▶ [Given exercise]:
Copy exactly the lines from the start of the material through the line with "import React from 'react';". Pictures stay out of the copy.

▶ [Data segment]:
******
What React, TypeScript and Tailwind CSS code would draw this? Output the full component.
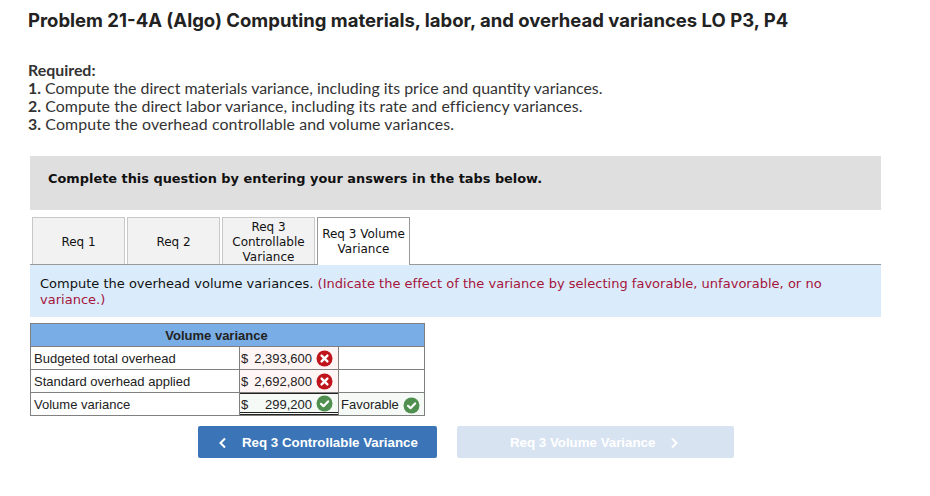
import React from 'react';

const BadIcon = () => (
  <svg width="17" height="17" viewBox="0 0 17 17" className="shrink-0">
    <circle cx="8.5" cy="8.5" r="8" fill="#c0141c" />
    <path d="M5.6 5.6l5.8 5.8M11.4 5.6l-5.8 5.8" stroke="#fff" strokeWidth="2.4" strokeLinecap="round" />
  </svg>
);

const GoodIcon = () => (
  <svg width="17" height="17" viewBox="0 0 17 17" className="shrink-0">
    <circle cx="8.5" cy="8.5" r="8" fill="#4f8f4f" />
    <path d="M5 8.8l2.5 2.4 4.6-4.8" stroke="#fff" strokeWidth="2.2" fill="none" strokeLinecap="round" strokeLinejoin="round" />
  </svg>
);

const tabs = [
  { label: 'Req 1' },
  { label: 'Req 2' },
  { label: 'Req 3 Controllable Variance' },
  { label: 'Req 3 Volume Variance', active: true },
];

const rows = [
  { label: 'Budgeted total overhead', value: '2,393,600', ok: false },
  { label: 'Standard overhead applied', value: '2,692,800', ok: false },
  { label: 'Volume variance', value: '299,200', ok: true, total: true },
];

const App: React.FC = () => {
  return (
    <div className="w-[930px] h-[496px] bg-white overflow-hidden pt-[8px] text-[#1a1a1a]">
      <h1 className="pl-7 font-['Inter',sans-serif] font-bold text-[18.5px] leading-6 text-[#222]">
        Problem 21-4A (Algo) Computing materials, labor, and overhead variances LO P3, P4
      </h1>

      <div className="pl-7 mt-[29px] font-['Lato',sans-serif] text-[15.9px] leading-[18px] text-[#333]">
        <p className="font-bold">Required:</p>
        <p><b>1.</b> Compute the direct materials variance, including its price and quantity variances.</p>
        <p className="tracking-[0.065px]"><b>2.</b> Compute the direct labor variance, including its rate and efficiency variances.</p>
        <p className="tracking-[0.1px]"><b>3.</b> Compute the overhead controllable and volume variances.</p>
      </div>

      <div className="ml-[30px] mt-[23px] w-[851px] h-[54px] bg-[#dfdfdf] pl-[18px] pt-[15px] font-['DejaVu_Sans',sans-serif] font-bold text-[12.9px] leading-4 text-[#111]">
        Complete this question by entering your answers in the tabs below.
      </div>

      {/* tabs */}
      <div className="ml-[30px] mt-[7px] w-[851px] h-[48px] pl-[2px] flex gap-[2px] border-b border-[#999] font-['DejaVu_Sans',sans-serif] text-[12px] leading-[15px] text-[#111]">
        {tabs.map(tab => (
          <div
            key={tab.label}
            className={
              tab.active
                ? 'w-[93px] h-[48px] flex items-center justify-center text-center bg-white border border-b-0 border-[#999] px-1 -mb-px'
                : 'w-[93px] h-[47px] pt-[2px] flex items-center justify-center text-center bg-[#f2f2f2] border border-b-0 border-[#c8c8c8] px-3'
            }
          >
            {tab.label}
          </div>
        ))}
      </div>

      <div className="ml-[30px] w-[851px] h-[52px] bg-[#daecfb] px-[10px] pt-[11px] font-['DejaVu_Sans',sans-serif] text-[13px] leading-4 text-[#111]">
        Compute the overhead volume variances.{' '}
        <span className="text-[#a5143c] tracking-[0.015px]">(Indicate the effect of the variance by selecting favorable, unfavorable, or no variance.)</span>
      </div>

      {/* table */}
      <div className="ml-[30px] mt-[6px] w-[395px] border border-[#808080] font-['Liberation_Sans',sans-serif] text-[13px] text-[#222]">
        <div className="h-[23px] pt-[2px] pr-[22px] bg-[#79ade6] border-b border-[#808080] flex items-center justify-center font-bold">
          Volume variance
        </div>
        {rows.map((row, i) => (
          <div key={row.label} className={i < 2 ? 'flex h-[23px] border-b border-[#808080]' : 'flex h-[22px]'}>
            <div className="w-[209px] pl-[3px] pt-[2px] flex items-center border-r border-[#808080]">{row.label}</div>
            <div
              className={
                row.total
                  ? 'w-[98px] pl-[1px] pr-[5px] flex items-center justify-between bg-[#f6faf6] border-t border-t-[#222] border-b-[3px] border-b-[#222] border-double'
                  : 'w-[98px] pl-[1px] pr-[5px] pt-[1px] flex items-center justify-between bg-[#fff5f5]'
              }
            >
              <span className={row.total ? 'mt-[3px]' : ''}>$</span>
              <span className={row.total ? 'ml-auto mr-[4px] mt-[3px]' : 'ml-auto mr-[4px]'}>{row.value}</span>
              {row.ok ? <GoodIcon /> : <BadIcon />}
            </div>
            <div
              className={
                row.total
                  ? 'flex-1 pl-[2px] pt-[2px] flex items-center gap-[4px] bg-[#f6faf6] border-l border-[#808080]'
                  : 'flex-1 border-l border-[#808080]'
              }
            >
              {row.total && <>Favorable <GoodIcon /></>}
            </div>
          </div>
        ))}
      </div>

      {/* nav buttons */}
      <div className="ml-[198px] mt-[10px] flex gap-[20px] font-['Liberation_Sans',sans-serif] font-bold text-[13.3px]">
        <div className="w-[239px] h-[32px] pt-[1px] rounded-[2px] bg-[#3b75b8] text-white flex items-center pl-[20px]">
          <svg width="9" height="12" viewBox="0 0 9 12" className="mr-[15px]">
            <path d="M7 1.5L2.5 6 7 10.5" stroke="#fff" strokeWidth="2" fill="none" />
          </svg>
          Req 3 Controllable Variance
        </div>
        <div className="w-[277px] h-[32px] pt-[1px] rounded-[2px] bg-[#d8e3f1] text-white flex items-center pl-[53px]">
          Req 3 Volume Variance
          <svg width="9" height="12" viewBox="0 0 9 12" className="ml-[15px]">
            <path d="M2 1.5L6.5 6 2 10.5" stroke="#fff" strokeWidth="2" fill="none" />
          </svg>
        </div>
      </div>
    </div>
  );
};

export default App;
******
▶ [Task answer]:
What React, TypeScript and Tailwind CSS code would draw this? Output the full component.
import React from 'react';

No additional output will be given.